— start —

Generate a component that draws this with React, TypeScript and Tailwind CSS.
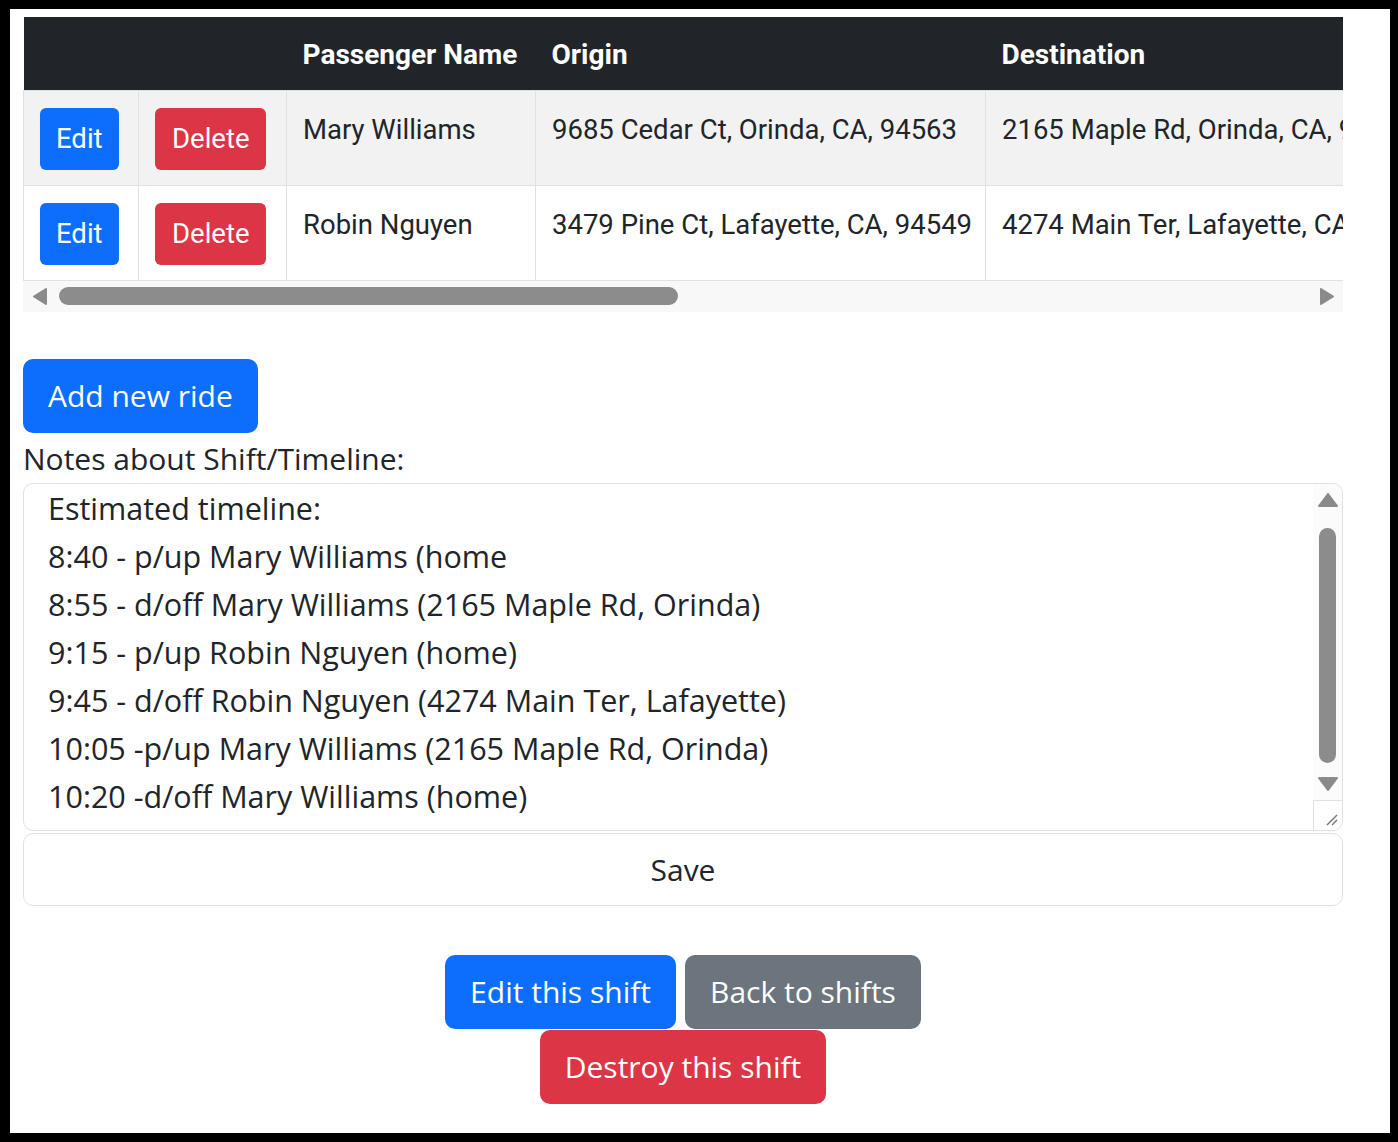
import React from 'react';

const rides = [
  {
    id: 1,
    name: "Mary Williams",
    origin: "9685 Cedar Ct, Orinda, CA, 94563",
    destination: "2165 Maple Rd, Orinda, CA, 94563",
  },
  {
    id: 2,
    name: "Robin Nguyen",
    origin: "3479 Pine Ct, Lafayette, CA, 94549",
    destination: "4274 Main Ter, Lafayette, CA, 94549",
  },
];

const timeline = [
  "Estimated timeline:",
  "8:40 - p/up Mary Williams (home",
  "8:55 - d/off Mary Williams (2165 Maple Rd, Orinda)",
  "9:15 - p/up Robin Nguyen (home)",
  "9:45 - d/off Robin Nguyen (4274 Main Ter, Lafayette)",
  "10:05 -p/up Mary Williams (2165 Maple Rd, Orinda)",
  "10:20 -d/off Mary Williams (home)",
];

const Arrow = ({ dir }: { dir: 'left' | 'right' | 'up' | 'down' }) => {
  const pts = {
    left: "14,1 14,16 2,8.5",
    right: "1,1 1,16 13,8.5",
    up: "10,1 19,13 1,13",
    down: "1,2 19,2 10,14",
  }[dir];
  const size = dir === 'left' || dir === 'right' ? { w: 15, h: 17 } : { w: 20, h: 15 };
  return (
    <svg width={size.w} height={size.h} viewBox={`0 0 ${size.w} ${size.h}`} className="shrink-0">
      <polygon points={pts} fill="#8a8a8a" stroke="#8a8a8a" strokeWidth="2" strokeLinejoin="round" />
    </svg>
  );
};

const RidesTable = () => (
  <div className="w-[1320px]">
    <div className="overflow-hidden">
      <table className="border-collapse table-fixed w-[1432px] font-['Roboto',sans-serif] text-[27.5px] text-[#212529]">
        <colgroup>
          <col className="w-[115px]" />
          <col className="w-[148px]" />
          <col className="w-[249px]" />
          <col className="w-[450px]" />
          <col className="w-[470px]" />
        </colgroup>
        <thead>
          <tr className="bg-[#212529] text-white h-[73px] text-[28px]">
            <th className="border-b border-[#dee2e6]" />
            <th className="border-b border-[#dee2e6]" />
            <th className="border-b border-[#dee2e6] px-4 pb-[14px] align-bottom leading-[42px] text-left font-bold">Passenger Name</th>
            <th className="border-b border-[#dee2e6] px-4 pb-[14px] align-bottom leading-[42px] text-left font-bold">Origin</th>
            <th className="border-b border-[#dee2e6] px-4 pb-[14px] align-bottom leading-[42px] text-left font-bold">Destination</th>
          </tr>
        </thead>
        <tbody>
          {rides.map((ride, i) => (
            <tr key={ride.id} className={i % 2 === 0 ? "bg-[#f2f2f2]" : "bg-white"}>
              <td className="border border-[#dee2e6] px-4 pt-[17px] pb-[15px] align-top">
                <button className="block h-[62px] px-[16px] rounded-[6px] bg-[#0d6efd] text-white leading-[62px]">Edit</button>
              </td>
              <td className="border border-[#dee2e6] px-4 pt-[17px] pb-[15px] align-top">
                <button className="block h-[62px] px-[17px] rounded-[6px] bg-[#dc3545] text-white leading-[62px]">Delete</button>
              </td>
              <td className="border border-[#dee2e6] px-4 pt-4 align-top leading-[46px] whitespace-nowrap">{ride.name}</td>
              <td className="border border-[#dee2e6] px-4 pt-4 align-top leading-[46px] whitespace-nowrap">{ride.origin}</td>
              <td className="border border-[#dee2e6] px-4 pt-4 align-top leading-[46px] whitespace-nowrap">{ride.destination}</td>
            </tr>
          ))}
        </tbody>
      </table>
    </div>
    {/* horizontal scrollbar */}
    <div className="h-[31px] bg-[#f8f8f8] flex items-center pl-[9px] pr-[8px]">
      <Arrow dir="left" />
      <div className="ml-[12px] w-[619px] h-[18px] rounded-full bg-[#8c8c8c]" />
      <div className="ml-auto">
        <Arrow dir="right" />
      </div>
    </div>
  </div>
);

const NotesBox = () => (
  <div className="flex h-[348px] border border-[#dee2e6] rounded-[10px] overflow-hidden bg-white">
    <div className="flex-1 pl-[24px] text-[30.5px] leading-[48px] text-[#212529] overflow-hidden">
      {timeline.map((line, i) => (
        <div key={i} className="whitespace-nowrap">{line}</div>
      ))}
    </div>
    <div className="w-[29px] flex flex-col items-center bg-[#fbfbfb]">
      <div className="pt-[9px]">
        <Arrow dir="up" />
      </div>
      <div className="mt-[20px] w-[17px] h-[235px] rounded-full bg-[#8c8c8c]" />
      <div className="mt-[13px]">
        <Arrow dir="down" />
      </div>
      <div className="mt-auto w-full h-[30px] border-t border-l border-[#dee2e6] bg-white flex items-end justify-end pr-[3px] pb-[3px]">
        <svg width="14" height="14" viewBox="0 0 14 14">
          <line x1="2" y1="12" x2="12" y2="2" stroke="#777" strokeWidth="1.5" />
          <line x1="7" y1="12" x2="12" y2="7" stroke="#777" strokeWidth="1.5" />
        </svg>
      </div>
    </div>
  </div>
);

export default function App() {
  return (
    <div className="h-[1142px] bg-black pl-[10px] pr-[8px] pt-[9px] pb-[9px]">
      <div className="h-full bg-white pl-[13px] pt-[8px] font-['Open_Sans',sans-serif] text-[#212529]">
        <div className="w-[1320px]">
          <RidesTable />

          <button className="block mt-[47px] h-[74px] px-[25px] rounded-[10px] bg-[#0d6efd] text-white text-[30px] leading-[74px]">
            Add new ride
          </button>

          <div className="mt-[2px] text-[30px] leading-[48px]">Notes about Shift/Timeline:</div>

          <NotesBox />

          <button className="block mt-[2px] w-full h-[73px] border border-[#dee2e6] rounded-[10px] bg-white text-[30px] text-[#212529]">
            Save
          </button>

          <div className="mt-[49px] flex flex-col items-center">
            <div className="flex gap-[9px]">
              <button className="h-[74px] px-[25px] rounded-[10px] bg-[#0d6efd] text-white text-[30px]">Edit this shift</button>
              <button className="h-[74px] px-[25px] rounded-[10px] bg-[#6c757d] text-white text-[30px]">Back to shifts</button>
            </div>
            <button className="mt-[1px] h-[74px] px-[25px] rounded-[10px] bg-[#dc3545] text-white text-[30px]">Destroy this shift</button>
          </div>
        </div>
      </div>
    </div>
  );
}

— end —

### To be done
Take the material above from its first line through the line holding "import React from 'react';" and set it down exactly, without the pictures.

### Written answer
Generate a component that draws this with React, TypeScript and Tailwind CSS.
import React from 'react';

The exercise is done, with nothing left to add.